In an article about Yorkshire Day (1st August) in Yorkshire Life was a list of ‘Yorkshire’s names of fame’ – famous Yorkshiremen and women – the Brontes, Delius, Thomas Chippendale, Captain James Cook, William Wilberforce, Amy Johnson. OK, one could add to that – JB Priestley, Thomas Fairfax, Len Hutton etc– but it’s not a very impressive list, is it? Given the fact that there are five million people in Yorkshire, the same sort of number as in Scotland and as in Ireland, then really Yorkshire is kicking below its weight in terms of famous people. Imagine a list of famous Scots.

York Minster is to start charging visitors for admission. It has an annual deficit of £600,000. The government manages effortlessly to spend more than 40% of GDP each year and yet will not find the money to maintain our spiritual and architectural heritage. York Minster is one of the finest buildings in Christendom. And the money the government wastes. What Philistines rule us. £600,000. Houses in Cragg Wood change hands for more than that.

York Minster

Another serviceman from Yorkshire has died in Iraq. Together with five other military policemen, Ben Hyde was murdered by an Iraqi mob. He was 23. He was buried on a perfect English summer day in Northallerton, the county town of the North Riding. Thousands lined the streets for the funeral procession. The market cross was covered with flowers. Ben left a note for his parents in the event of his death. It was unbearable to read it. Let’s get our service personnel – and the young Americans – out of there as soon as we possibly can. Always young men. With their lives ahead of them.

Police in August had reports, and some complaints, about a naked man walking during the heatwave through the Dales.
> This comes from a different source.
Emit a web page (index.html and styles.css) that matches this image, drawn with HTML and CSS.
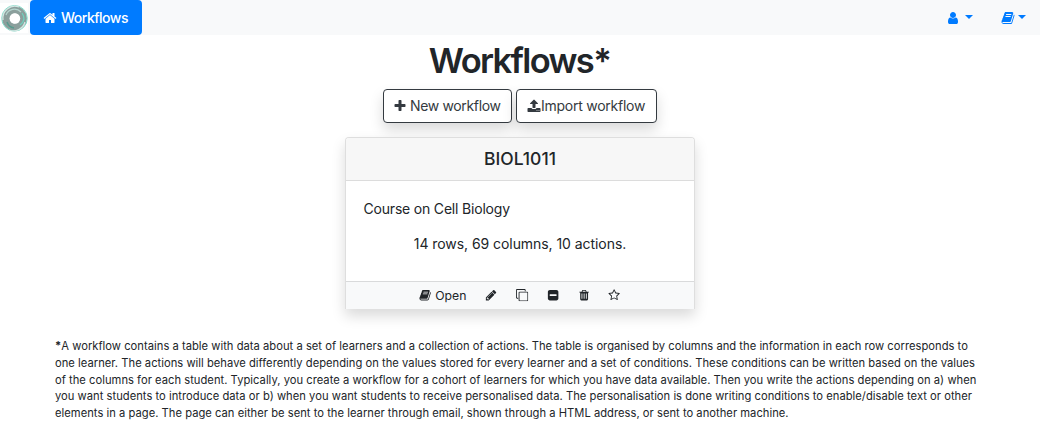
FILE: index.html
```html
<!DOCTYPE html>
<html lang="en">
<head>
<meta charset="utf-8">
<title>Workflows</title>
<link rel="stylesheet" href="styles.css">
</head>
<body>
<svg class="defs" width="0" height="0">
<symbol id="home" viewBox="0 0 1792 1792"><path d="M1472 992v480q0 26-19 45t-45 19h-384v-384h-256v384h-384q-26 0-45-19t-19-45v-480q0-1 .5-3t.5-3l575-474 575 474q1 2 1 6zm223-69l-62 74q-8 9-21 11h-3q-13 0-21-7l-692-577-692 577q-12 8-24 7-13-2-21-11l-62-74q-8-10-7-23.5t11-21.5l719-599q32-26 76-26t76 26l244 204v-195q0-14 9-23t23-9h192q14 0 23 9t9 23v408l219 182q10 8 11 21.5t-7 23.5z"/></symbol>
<symbol id="user" viewBox="0 0 1792 1792"><path d="M1536 1399q0 109-62.500 187t-150.500 78h-854q-88 0-150.500-78t-62.500-187q0-85 8.500-160.500t31.500-152 58.500-131 94-89 134.500-34.500q131 128 313 128t313-128q76 0 134.500 34.500t94 89 58.500 131 31.500 152 8.500 160.500zm-256-887q0 159-112.500 271.500t-271.500 112.500-271.500-112.500-112.500-271.500 112.500-271.500 271.500-112.500 271.500 112.500 112.500 271.500z"/></symbol>
<symbol id="book" viewBox="0 0 1792 1792"><path d="M1703 478q40 57 18 129l-275 906q-19 64-76.500 107.500t-122.500 43.500h-923q-77 0-148.500-53.500t-99.500-131.500q-24-67-2-127 0-4 3-27t4-37q1-8-3-21.500t-3-19.500q2-11 8-21t16.500-23.500 16.500-23.500q23-38 45-91.500t30-91.500q3-10 .5-30t-.5-28q3-11 17-28t17-23q21-36 42-92t25-90q1-9-2.500-32t.5-28q4-13 22-30.500t22-22.500q19-26 42.500-84.500t27.500-96.500q1-8-3-25.500t-2-26.500q2-8 9-18t18-23 17-21q8-12 16.500-30.500t15-35 16-36 19.500-32 26.500-23.500 36-11.500 47.500 5.500l-1 3q38-9 51-9h761q74 0 114 56t18 130l-274 906q-36 119-71.500 153.500t-128.500 34.500h-869q-27 0-38 15-11 16-1 43 24 70 144 70h923q29 0 56-15.500t35-41.500l300-987q7-22 5-57 38 15 59 43zm-1064 2q-4 13 2 22.500t20 9.500h608q13 0 25.500-9.500t16.500-22.500l21-64q4-13-2-22.500t-20-9.500h-608q-13 0-25.500 9.500t-16.500 22.500zm-83 256q-4 13 2 22.500t20 9.500h608q13 0 25.500-9.500t16.500-22.500l21-64q4-13-2-22.500t-20-9.500h-608q-13 0-25.500 9.500t-16.500 22.500z"/></symbol>
<symbol id="plus" viewBox="0 0 1792 1792"><path d="M1600 736v192q0 40-28 68t-68 28h-416v416q0 40-28 68t-68 28h-192q-40 0-68-28t-28-68v-416h-416q-40 0-68-28t-28-68v-192q0-40 28-68t68-28h416v-416q0-40 28-68t68-28h192q40 0 68 28t28 68v416h416q40 0 68 28t28 68z"/></symbol>
<symbol id="upload" viewBox="0 0 1792 1792"><path d="M1344 1472q0-26-19-45t-45-19-45 19-19 45 19 45 45 19 45-19 19-45zm256 0q0-26-19-45t-45-19-45 19-19 45 19 45 45 19 45-19 19-45zm128-224v320q0 40-28 68t-68 28h-1472q-40 0-68-28t-28-68v-320q0-40 28-68t68-28h427q21 56 70.500 92t110.500 36h256q61 0 110.500-36t70.500-92h427q40 0 68 28t28 68zm-325-648q-17 40-59 40h-256v448q0 26-19 45t-45 19h-256q-26 0-45-19t-19-45v-448h-256q-42 0-59-40-17-39 14-69l448-448q18-19 45-19t45 19l448 448q31 30 14 69z"/></symbol>
<symbol id="pencil" viewBox="0 0 1792 1792"><path d="M491 1536l91-91-235-235-91 91v107h128v128h107zm523-928q0-22-22-22-10 0-17 7l-542 542q-7 7-7 17 0 22 22 22 10 0 17-7l542-542q7-7 7-17zm-54-192l416 416-832 832h-416v-416zm683 96q0 53-37 90l-166 166-416-416 166-165q36-38 90-38 53 0 91 38l235 234q37 39 37 91z"/></symbol>
<symbol id="clone" viewBox="0 0 1792 1792"><path d="M1664 1632v-1088q0-13-9.500-22.500t-22.500-9.500h-1088q-13 0-22.500 9.500t-9.500 22.500v1088q0 13 9.500 22.500t22.500 9.500h1088q13 0 22.500-9.500t9.500-22.500zm128-1088v1088q0 66-47 113t-113 47h-1088q-66 0-113-47t-47-113v-1088q0-66 47-113t113-47h1088q66 0 113 47t47 113zm-384-384v160h-128v-160q0-13-9.500-22.500t-22.500-9.500h-1088q-13 0-22.500 9.500t-9.500 22.500v1088q0 13 9.500 22.500t22.500 9.500h160v128h-160q-66 0-113-47t-47-113v-1088q0-66 47-113t113-47h1088q66 0 113 47t47 113z"/></symbol>
<symbol id="minus" viewBox="0 0 1792 1792"><path d="M1408 960v-128q0-26-19-45t-45-19h-896q-26 0-45 19t-19 45v128q0 26 19 45t45 19h896q26 0 45-19t19-45zm256-544v960q0 119-84.500 203.500t-203.500 84.500h-960q-119 0-203.500-84.500t-84.500-203.500v-960q0-119 84.500-203.500t203.500-84.500h960q119 0 203.500 84.500t84.500 203.500z"/></symbol>
<symbol id="trash" viewBox="0 0 1792 1792"><path fill-rule="evenodd" d="M512 640h128v768H512zM832 640h128v768H832zM1152 640h128v768h-128zM672 384h448l-48-117q-7-9-17-11H738q-10 2-17 11zM1600 416v64q0 32-32 32h-96v948q0 204-160 204H480q-160 0-160-200V512h-96q-32 0-32-32v-64q0-32 32-32h309l70-167q15-37 54-63t79-26h320q40 0 79 26t54 63l70 167h309q32 0 32 32z"/></symbol>
<symbol id="star" viewBox="0 0 1792 1792"><path d="M1201 1004l306-297-422-62-189-382-189 382-422 62 306 297-73 421 378-199 377 199zm527-357q0 22-26 48l-363 354 86 500q1 7 1 20 0 50-41 50-19 0-40-12l-449-236-449 236q-22 12-40 12-21 0-31.500-14.500t-10.500-35.500q0-6 2-20l86-500-364-354q-25-27-25-48 0-37 56-46l502-73 225-455q19-41 49-41t49 41l225 455 502 73q56 9 56 46z"/></symbol>
</svg>
<nav class="navbar">
  <svg class="logo" viewBox="0 0 30 35">
    <rect y="3" width="28" height="30" fill="#fff"/>
    <circle cx="14.500" cy="18.500" r="8.700" fill="none" stroke="#8b9f9c" stroke-width="7.500"/>
    <circle cx="14.500" cy="18.300" r="12.800" fill="none" stroke="#83dcca" stroke-width="1"/>
    <path d="M3 20A12 12 0 0 1 19 7M25 22A12 12 0 0 1 9 30" fill="none" stroke="#d2e6e2" stroke-width="1.300"/>
    <path d="M6 15A9 9 0 0 1 21 12" fill="none" stroke="#b6d5cf" stroke-width="1.200"/>
    <path d="M22 13Q27 20 20 25" fill="none" stroke="#70d2bf" stroke-width="1.200"/>
    <path d="M7 22A9 9 0 0 0 14 28" fill="none" stroke="#579b8e" stroke-width="1.500"/>
    <circle cx="15" cy="18.500" r="5.200" fill="#fff"/>
  </svg>
  <a class="nav-home"><svg class="icon"><use href="#home"/></svg><span>Workflows</span></a>
  <div class="menus">
    <a class="menu"><svg class="icon"><use href="#user"/></svg><i class="caret"></i></a>
    <a class="menu help"><svg class="icon"><use href="#book"/></svg><i class="caret"></i></a>
  </div>
</nav>
<main>
  <h1>Workflows*</h1>
  <div class="buttons">
    <button class="btn new"><svg class="icon"><use href="#plus"/></svg><span>New workflow</span></button>
    <button class="btn import"><svg class="icon"><use href="#upload"/></svg><span>Import workflow</span></button>
  </div>
  <section class="card">
    <header class="card-header"><span>BIOL1011</span></header>
    <div class="card-body">
      <p class="description"><span>Course on Cell Biology</span></p>
      <p class="summary"><span>14 rows, 69 columns, 10 actions.</span></p>
    </div>
    <footer class="card-footer">
      <a class="open"><svg class="icon"><use href="#book"/></svg><span>Open</span></a>
      <svg class="icon"><use href="#pencil"/></svg>
      <svg class="icon"><use href="#clone"/></svg>
      <svg class="icon"><use href="#minus"/></svg>
      <svg class="icon"><use href="#trash"/></svg>
      <svg class="icon"><use href="#star"/></svg>
    </footer>
  </section>
  <p class="note"><b>*</b>A workflow contains a table with data about a set of learners and a collection of actions. The table is organised by columns and the information in each row corresponds to<br>one learner. The actions will behave differently depending on the values stored for every learner and a set of conditions. These conditions can be written based on the values<br>of the columns for each student. Typically, you create a workflow for a cohort of learners for which you have data available. Then you write the actions depending on a) when<br>you want students to introduce data or b) when you want students to receive personalised data. The personalisation is done writing conditions to enable/disable text or other<br>elements in a page. The page can either be sent to the learner through email, shown through a HTML address, or sent to another machine.</p>
</main>
</body>
</html>
```
FILE: styles.css
```css
* { box-sizing: border-box; }
body { margin: 0; height: 421px; overflow: hidden; background: #fff; color: #212529; font: 14px/21px Inter, sans-serif; }
.defs { position: absolute; }
.icon { width: 14px; height: 14px; fill: currentColor; flex: none; overflow: visible; }
.navbar { display: flex; height: 35px; background: #f8f9fa; color: #007bff; }
.logo { width: 30px; height: 35px; }
.nav-home { display: flex; align-items: center; width: 112px; padding-left: 13px; gap: 4px; border-radius: 4px; background: #007bff; color: #fff; font-weight: 500; letter-spacing: -0.5px; white-space: nowrap; }
.menus { display: flex; align-items: center; margin-left: auto; padding-right: 14px; gap: 27px; }
.menu { display: flex; align-items: center; gap: 5px; }
.help { gap: 3px; margin-left: 1px; }
.caret { width: 8px; margin-bottom: 2px; border: 4px solid transparent; border-top-color: currentColor; border-bottom: 0; }
main { display: flex; flex-direction: column; align-items: center; }
h1 { margin: 5px 0 1px; font-size: 34.5px; line-height: 42px; font-weight: 600; letter-spacing: -1.65px; text-indent: -1px; white-space: nowrap; }
.buttons { display: flex; gap: 4px; margin-top: 6px; }
.btn { display: flex; align-items: center; height: 34px; padding: 0 0 1px 9px; border: 1px solid #343a40; border-radius: 4px; background: #fff; color: #343a40; font: inherit; letter-spacing: -0.35px; white-space: nowrap; box-shadow: 0 7px 14px rgba(0,0,0,.15); }
.new { width: 129px; gap: 3px; }
.import { width: 141px; padding-left: 10px; letter-spacing: -0.25px; }
.card { display: flex; flex-direction: column; width: 350px; height: 172px; margin-top: 14px; border: 1px solid #dedede; border-bottom: 0; border-radius: 4px 4px 0 0; background: #fff; box-shadow: 0 7px 14px rgba(0,0,0,.15); }
.card-header { flex: none; height: 43px; padding-top: 10px; border-bottom: 1px solid #dcdcdc; border-radius: 3px 3px 0 0; background: #f7f7f7; text-align: center; font-size: 17.5px; font-weight: 500; }
.card-body { flex: 1; min-height: 0; padding: 17px 17.5px 0; }
.card-body p { margin: 0 0 14px; }
.description { letter-spacing: -0.19px; }
.summary { text-align: center; letter-spacing: -0.06px; }
.card-footer { display: flex; flex: none; align-items: center; height: 28px; padding-left: 73px; border-top: 1px solid #d9dadb; background: #f8f9fa; font-size: 12.25px; gap: 18.6px; }
.card-footer .icon { width: 12.25px; height: 12.25px; }
.open { display: flex; align-items: center; gap: 4px; }
.note { align-self: flex-start; margin: 29px 0 0 55px; font-size: 11.2px; line-height: 16.8px; letter-spacing: 0.02px; white-space: nowrap; }
```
Well, not quite naked, he had on a hat, boots and a backpack. He had been seen in Lothersdale, East Marton, Gargrave, Littondale, Airton and Gayle and appeared to be following roughly the Pennine Way. Being the silly season it made the national press. Anyway, for once the police got to, ahem, the bottom of it and a man was cautioned and offered counselling.

An old favourite I heard again on the radio recently:

‘You can always tell a man from Yorkshire, but you can’t tell him much’.